The following figure shows where ASP.NET fits in the .NET Framework:
ASP.NET is much more extensible than classic ASP because of its rich object model:
An HTTP Module is an assembly that implement the IHttpModule and handles events. Implementing the IHttpModule interface allows you to include custom events that participate in every request made to your application. ASP.NET includes a number of out-of-the-box HTTP Modules such as the SessionStateModule to supply session state services to an application. ASP.NET also allows non-C++ developers to create powerful applications that take advantage of preprocessing Web page requests and responses. For example, you can create an HTTP Module that intercepts a request for a Web page and does some validation. HTTP Modules are the .NET equivalent of ISAPI filters.
An HTTP Handler is a class that implements the IHttpHandler and IHttpAsyncHandler interfaces. Implementing the IHttpHandler interface gives you the means of interacting with the low level request and response services of the IIS web server and provides functionality much like ISAPI extensions. ASP.NET maps HTTP Requests to HTTP Handlers. Each individual HTTP Handler enables processing of individual URLs or groups of URL extensions within an application.You can also create HTTP Handlers that handle different file extensions - you could create your own type of Web Service with the a custom extension if required. Of course, you will be responsible for writing all the plumbing to handle requests, invoke objects, and so on.

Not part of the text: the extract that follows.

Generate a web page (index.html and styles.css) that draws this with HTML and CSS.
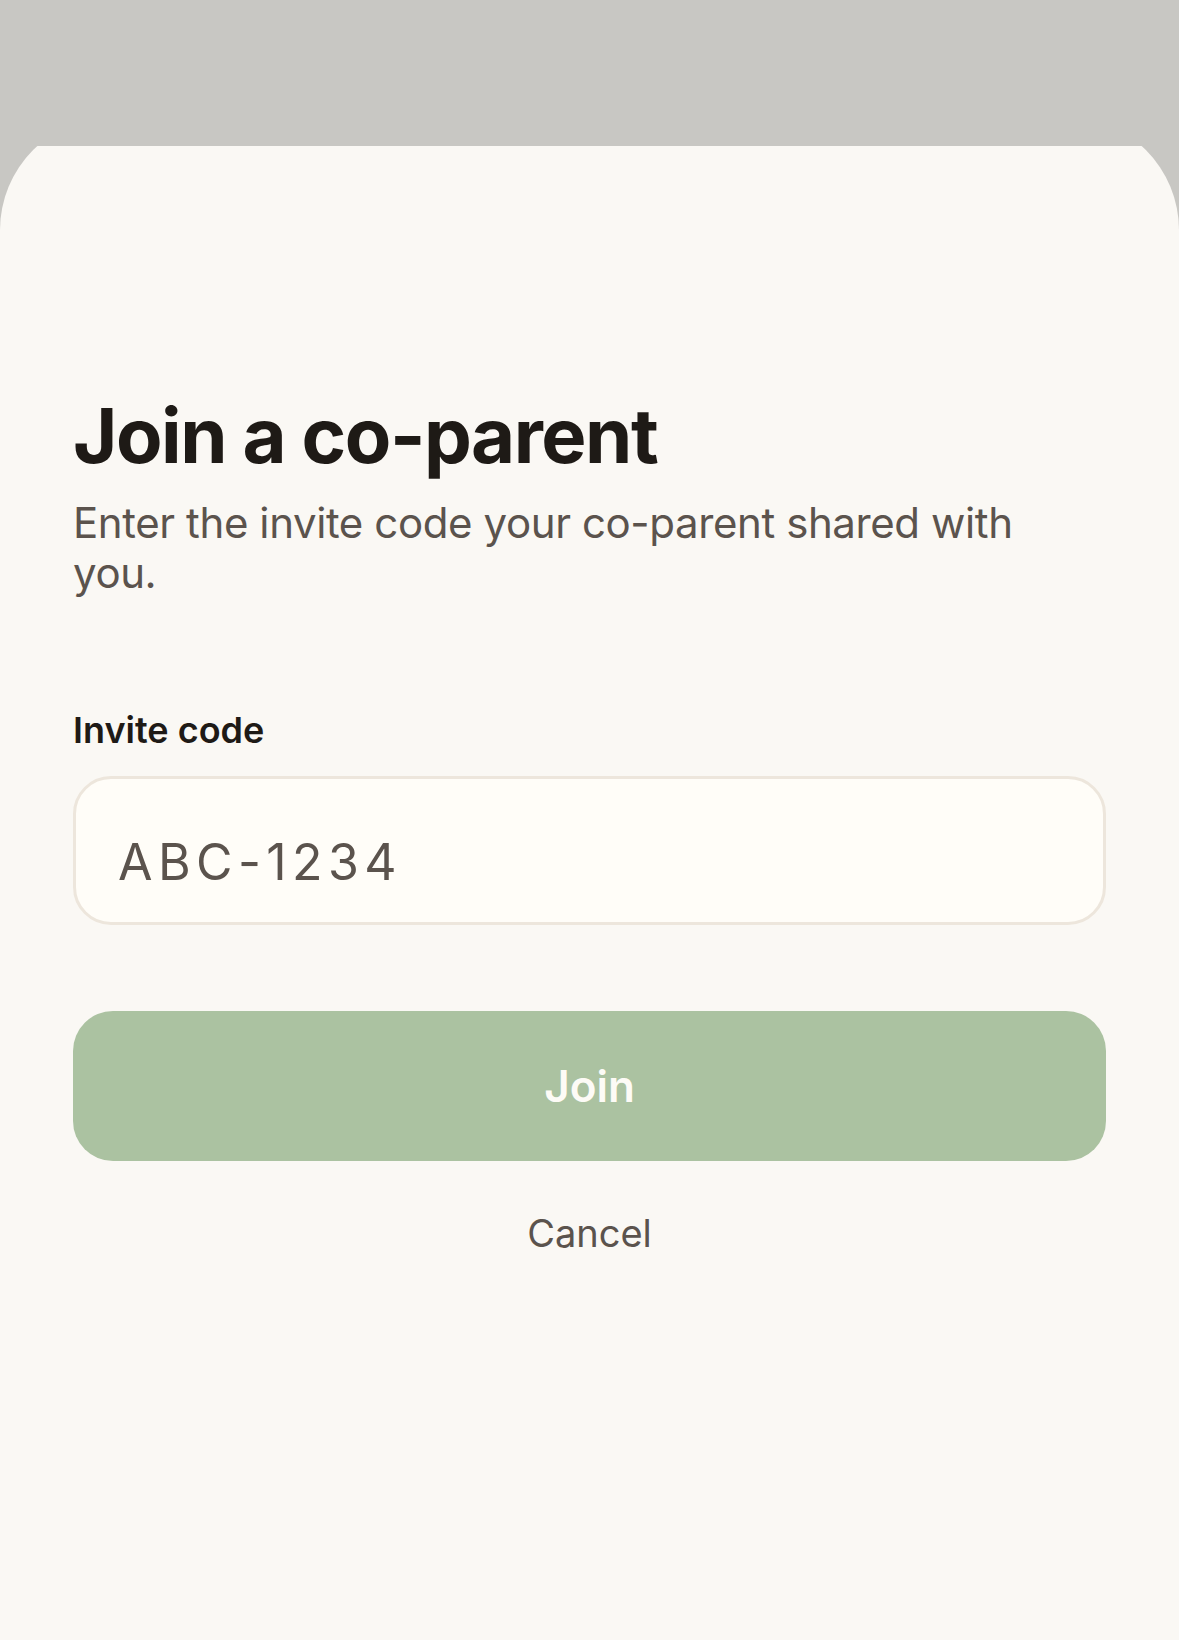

When a request is made for an .aspx file (Win Forms) or .asmx file (Web Services), IIS checks its metabase and determines that the ASP.NET ISAPI extension xspisapi.dll is responsible for handling that request. IIS funnels the request to the unmanaged xspisapi.dll which in turn calls the managed xsp.exe to parse and handle the request. This begins a chain of calls that send the HTTP-Request through many layers of code (called HTTP Modules) until your Web Service or Web Forms file is executed. Note that HTTP Modules are similar to ISAPI filters. The following figure provides an overview of the layers and the sequence of events in the life of Web Service's execution:
The first time the .asmx file is called, it must be compiled to run within ASP.NET Runtime as managed code. After the Web Service has been compiled, the HTTP-Request can be sent through a pipeline to the appropriate HTTP Handler for final processing. The pipeline consists of multiple HTTP Modules that perform various functions on the HTTP-Request. Out-of-the-box modules include functionality for logging, authentication, authorization, and session state. The modules can be replaced by your own code if necessary, and you can add new ones.
Additionally, you can create your own HTTP Handlers to add more flexibility and power. You could create your own HTTP Handlers to provide special monitoring and authorization functions as a means of managing your Web Services.
Eventually, the WebServiceHandlerFactory class in System.Web.Services.Protocols is called. This class performs several functions including derserializing the SOAP message and running your code to perform the logic you developed in the Web Service. Like most items in ASP.NET, the Web Services HTTP Handler can be configured in web.config file.
After the code has finished processing the HTTP-Request, it serializes the return value into a SOAP message and sends back up the chain of HTTP Modules, and then back to IIS and the consumer of the Web Service.
A Web Service or Web Forms file must be compiled to run within the CLR. Compilation can be implicit or explicit. Although you could explicitly call the appropriate compiler to compile your Web Service or Web Forms files, it is easier to allow the file to be complied implicitly. Implicit compilation occurs when you request the .asmx via HTTP-SOAP, HTTP-GET, or HTTP-POST. The parser (xsp.exe) determines whether a current version of the assembly resides in memory or in the disk. If it cannot use an existing version, the parser makes the appropriate call to the respective compiler (as you designated in the Class property of the .asmx page).
When the Web Service (or Web Forms page) is implicitly compiled, it is actually compiled twice. On the first pass, it is compiled into IL. On the second pass, the Web Service (now an assembly in IL) is compiled into machine language. This process is called Just-In-Time JIT compilation because it does not occurs until the assembly is on the target machine. The reason you do not compile it ahead of time is so that the specific JITter for your OS and processor type can be used. As a result, the assembly is compiled into the fastest possible machine language code, optimized and enhanced for your specific configuration. It also enables you to compile once and then run on any number of operating systems.